In the lives of some Canadians harris still functions as a gurulike guide – a role he was quite content to take on during his own lifetime – because of the spiritual content of his art and aesthetic writings and the example of his optimistic, vigorous and apparently untroubled life. But Harris’ was not an untroubled life, and Light for a Cold Land examines his personal crises and difficulties, some of which caused important changes in his art.
The book also uncovers the painting styles, artistic tensions and cultural dynamics of the German milieu in which Harris received his only formal art education. His student years in Berlin profoundly influenced not only his art but also his artistic politics and his philosophy. It is ironic that in the art of this most articulate of Canadian nationalist painters, there are extensive German influences.
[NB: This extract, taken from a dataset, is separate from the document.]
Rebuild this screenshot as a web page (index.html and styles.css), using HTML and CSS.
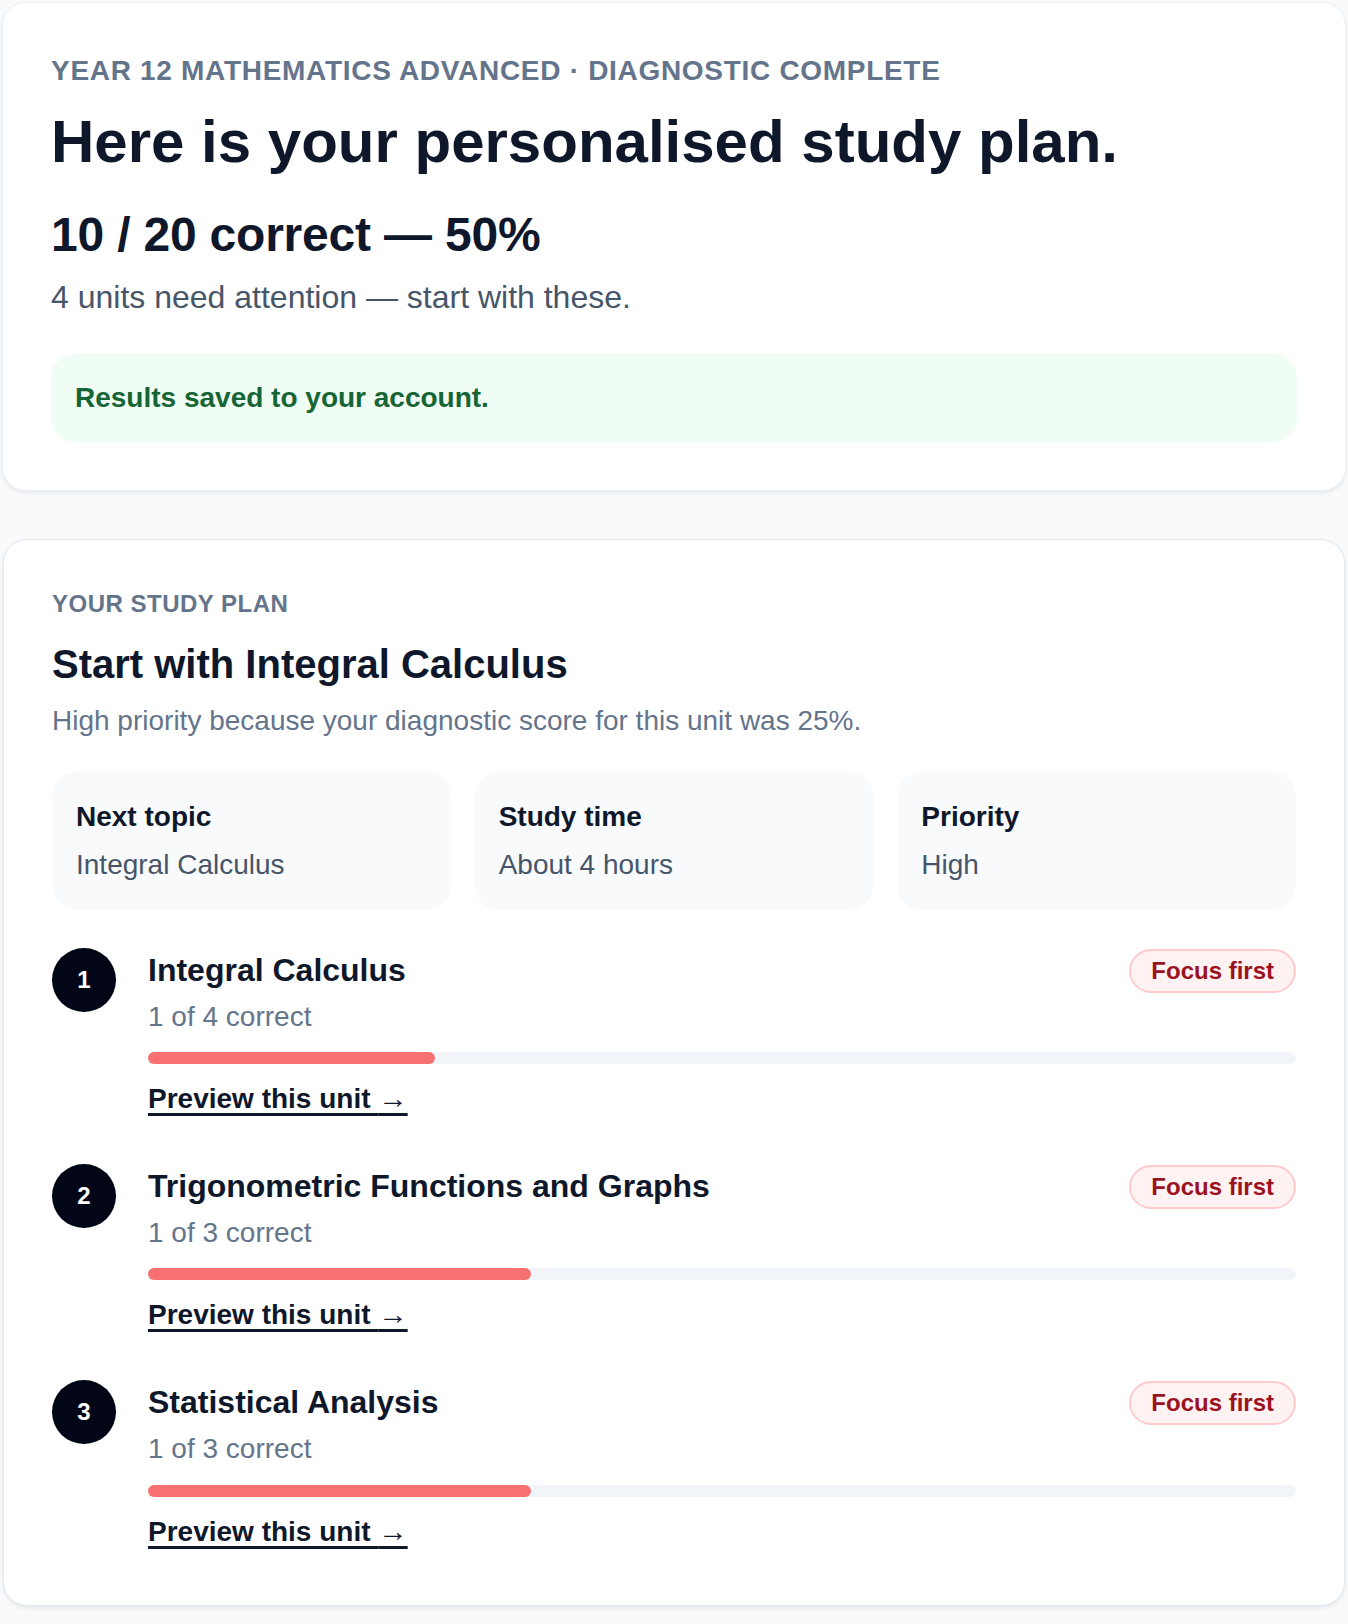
FILE: index.html
```html
<!DOCTYPE html>
<html lang="en">
<head>
    <meta charset="UTF-8">
    <meta name="viewport" content="width=device-width, initial-scale=1.0">
    <title>Diagnostic results</title>
    <link rel="stylesheet" href="styles.css">
</head>
<body>
    <main class="page">
        <!-- Resumo do diagnóstico -->
        <section class="card summary">
            <p class="eyebrow">Year 12 Mathematics Advanced · Diagnostic complete</p>
            <h1>Here is your personalised study plan.</h1>
            <p class="score">10 / 20 correct — 50%</p>
            <p class="lead">4 units need attention — start with these.</p>
            <div class="notice">Results saved to your account.</div>
        </section>

        <!-- Plano de estudo -->
        <section class="card plan">
            <p class="eyebrow small">Your study plan</p>
            <h2>Start with Integral Calculus</h2>
            <p class="reason">High priority because your diagnostic score for this unit was 25%.</p>

            <div class="stats">
                <div class="stat">
                    <span class="stat-label">Next topic</span>
                    <span class="stat-value">Integral Calculus</span>
                </div>
                <div class="stat">
                    <span class="stat-label">Study time</span>
                    <span class="stat-value">About 4 hours</span>
                </div>
                <div class="stat">
                    <span class="stat-label">Priority</span>
                    <span class="stat-value">High</span>
                </div>
            </div>

            <ol class="units">
                <li class="unit">
                    <span class="step">1</span>
                    <div class="unit-body">
                        <div class="unit-head">
                            <h3>Integral Calculus</h3>
                            <span class="badge">Focus first</span>
                        </div>
                        <p class="unit-meta">1 of 4 correct</p>
                        <div class="bar"><span style="width: 25%;"></span></div>
                        <a class="unit-link" href="#">Preview this unit <span class="arrow">→</span></a>
                    </div>
                </li>
                <li class="unit">
                    <span class="step">2</span>
                    <div class="unit-body">
                        <div class="unit-head">
                            <h3>Trigonometric Functions and Graphs</h3>
                            <span class="badge">Focus first</span>
                        </div>
                        <p class="unit-meta">1 of 3 correct</p>
                        <div class="bar"><span style="width: 33.33%;"></span></div>
                        <a class="unit-link" href="#">Preview this unit <span class="arrow">→</span></a>
                    </div>
                </li>
                <li class="unit">
                    <span class="step">3</span>
                    <div class="unit-body">
                        <div class="unit-head">
                            <h3>Statistical Analysis</h3>
                            <span class="badge">Focus first</span>
                        </div>
                        <p class="unit-meta">1 of 3 correct</p>
                        <div class="bar"><span style="width: 33.33%;"></span></div>
                        <a class="unit-link" href="#">Preview this unit <span class="arrow">→</span></a>
                    </div>
                </li>
            </ol>
        </section>
    </main>
</body>
</html>
```

FILE: styles.css
```css
* {
    box-sizing: border-box;
    margin: 0;
    padding: 0;
}

body {
    font-family: 'Liberation Sans', Arial, sans-serif;
    background: #f8fafc;
    color: #0f172a;
}

.page {
    padding: 2px 2px 18px;
}

.card {
    background: #ffffff;
    border: 1px solid #eef2f6;
    border-radius: 24px;
    box-shadow: 0 2px 4px rgba(15, 23, 42, 0.08);
    padding: 50px 48px 48px;
}

.plan {
    margin: 48px 1px 0;
    border-color: #e2e8f0;
    padding-top: 49px;
    padding-bottom: 54px;
}

.eyebrow {
    font-size: 28px;
    line-height: 1.25;
    font-weight: bold;
    letter-spacing: 0.7px;
    text-transform: uppercase;
    color: #64748b;
}

.eyebrow.small {
    font-size: 24px;
    letter-spacing: 0.5px;
}

h1 {
    font-size: 60px;
    line-height: 1.15;
    margin-top: 19px;
    color: #0f172a;
}

.score {
    font-size: 48px;
    line-height: 1.2;
    font-weight: bold;
    letter-spacing: -0.2px;
    margin-top: 30px;
}

.lead {
    font-size: 32px;
    line-height: 1.4;
    color: #475569;
    margin-top: 11px;
}

.notice {
    margin-top: 35px;
    background: #f0fdf4;
    border-radius: 24px;
    padding: 24px;
    font-size: 28px;
    line-height: 1.4;
    font-weight: bold;
    color: #166534;
}

h2 {
    font-size: 40px;
    line-height: 1.2;
    margin-top: 21px;
}

.reason {
    font-size: 28px;
    line-height: 1.5;
    color: #64748b;
    margin-top: 12px;
}

/* Resumo em três caixas */
.stats {
    display: grid;
    grid-template-columns: repeat(3, 1fr);
    gap: 24px;
    margin-top: 30px;
}

.stat {
    background: #f8fafc;
    border-radius: 24px;
    padding: 24px;
    display: flex;
    flex-direction: column;
    gap: 6px;
    font-size: 28px;
    line-height: 1.5;
}

.stat-label {
    font-weight: bold;
    color: #0f172a;
}

.stat-value {
    color: #475569;
}

/* Lista de unidades */
.units {
    list-style: none;
    margin-top: 38px;
    display: flex;
    flex-direction: column;
    gap: 46px;
}

.unit {
    display: flex;
    gap: 32px;
    align-items: flex-start;
}

.step {
    flex: none;
    width: 64px;
    height: 64px;
    border-radius: 50%;
    background: #020617;
    color: #ffffff;
    font-size: 24px;
    font-weight: bold;
    display: flex;
    align-items: center;
    justify-content: center;
}

.unit-body {
    flex: 1;
}

.unit-head {
    display: flex;
    justify-content: space-between;
    align-items: flex-start;
    gap: 24px;
}

h3 {
    font-size: 32px;
    line-height: 44px;
    color: #0f172a;
}

.badge {
    flex: none;
    margin-top: 1px;
    font-size: 24px;
    line-height: 32px;
    font-weight: bold;
    color: #9b1221;
    background: #fef2f2;
    border: 2px solid #fecaca;
    border-radius: 999px;
    padding: 4px 20px;
}

.unit-meta {
    font-size: 28px;
    line-height: 1.4;
    color: #64748b;
    margin-top: 4px;
}

.bar {
    height: 12px;
    background: #f1f5f9;
    border-radius: 6px;
    margin-top: 16px;
}

.bar span {
    display: block;
    height: 100%;
    background: #f87171;
    border-radius: 6px;
}

.unit-link {
    display: inline-block;
    margin-top: 15px;
    font-size: 28px;
    line-height: 1.4;
    font-weight: bold;
    color: #0f172a;
    text-decoration: underline;
    text-decoration-thickness: 3px;
    text-underline-offset: 5px;
}

.unit-link .arrow {
    font-weight: normal;
    font-size: 1.05em;
    line-height: 1;
}
```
Light for a Cold Land is the first art-historical study of Lawren Harris that attempts to explore his life and all aspects of his career. It is based on extensive work in archives, libraries, public art galleries and private collections in Canada, as well as research in Germany and interviews with members of Harris’ family and many of his friends, acquaintances, colleagues and critics.
Peter Larisey, s.j., comes from Dartmouth, Nova Scotia. He attended St. Mary's University and the Nova Scotia College of Art, Halifax, then studied philosophy at the University of Montreal and theology at Regis College, Toronto. He received a Ph.D. in the history of modern art from Columbia University, New York, where his doctoral thesis was on the landscape painting of Lawren Stewart Harris. At present he is on the faculty of Regis College, in the Toronto School of Theology at the University of Toronto, where he lectures on the relationship of religion and art, especially in the modern period.
This 300-page book is the first art historical study of the artist that attempts to explore his life and all aspects of his career.